What is Prayer?

Prayer plays a significant role in my novel, The Twelfth Cross (released July 6th.) I’m keen to see readers’ reactions to this, as I’m not marketing it as a Christian book. The historical setting is a help, as faith is a ‘given’ in the medieval period. But in my experience, many people are more open to the idea of prayer than to the idea of God. Some would go as far as saying they believe in the power of prayer, without any sense of the involvement of a divine being.

What does prayer mean to you? Whether or not prayer is a feature of your life, how would you define it?

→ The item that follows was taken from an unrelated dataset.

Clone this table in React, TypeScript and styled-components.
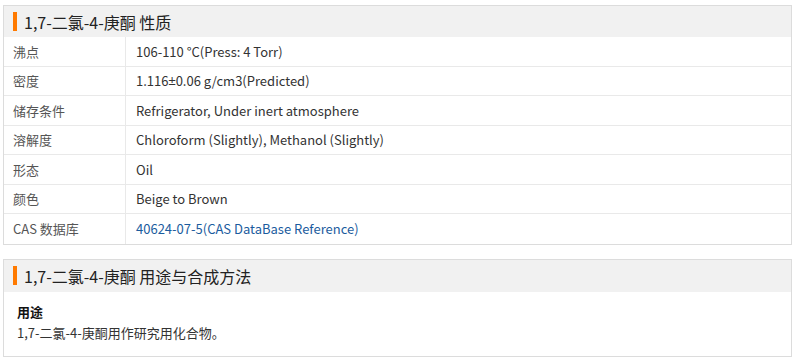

One prayer many of us know is the Lord’s Prayer, which Jesus taught his disciples as a pattern. It begins, ‘Our Father in heaven, hallowed be your name.’ For Jesus, the practice of prayer means first and foremost to acknowledge the supremacy of God.

When we studied the Lord’s Prayer in my life group, I wrote my own version, to help embed what I’d learned. In between each phrase of Jesus’ prayer, I inserted the words, ‘You are God and I am not.’ God’s will, not mine. God’s kingdom, not mine. God’s power and glory, not mine. To me, this is the heart of Jesus’ prayer.

I define prayer simply as conversation with God. And like all good conversation, it involves acknowledging and respecting the other person, and valuing their views as well as one’s own. In prayer, the other person is God; the eternal creator of the universe and the person who knows and loves us through and through. So prayer is both the most respectful and the most intimate conversation we can have.

Since God ‘looks on the heart,’ we can and must come to Him as we are. In ‘The Twelfth Cross,’ Brother Clément is in the first throes of grief; he comes to God enraged, heartbroken and bewildered.

‘Yet on night after night of his voluntary vigil, he had been astonished by the kindness of God. The Lord had blessed him with insights, with visions and with a peace that sat alongside his ungovernable rage and grief. He had been drawn deeper into the heart of prayer, the baring of the soul before God’s loving gaze.’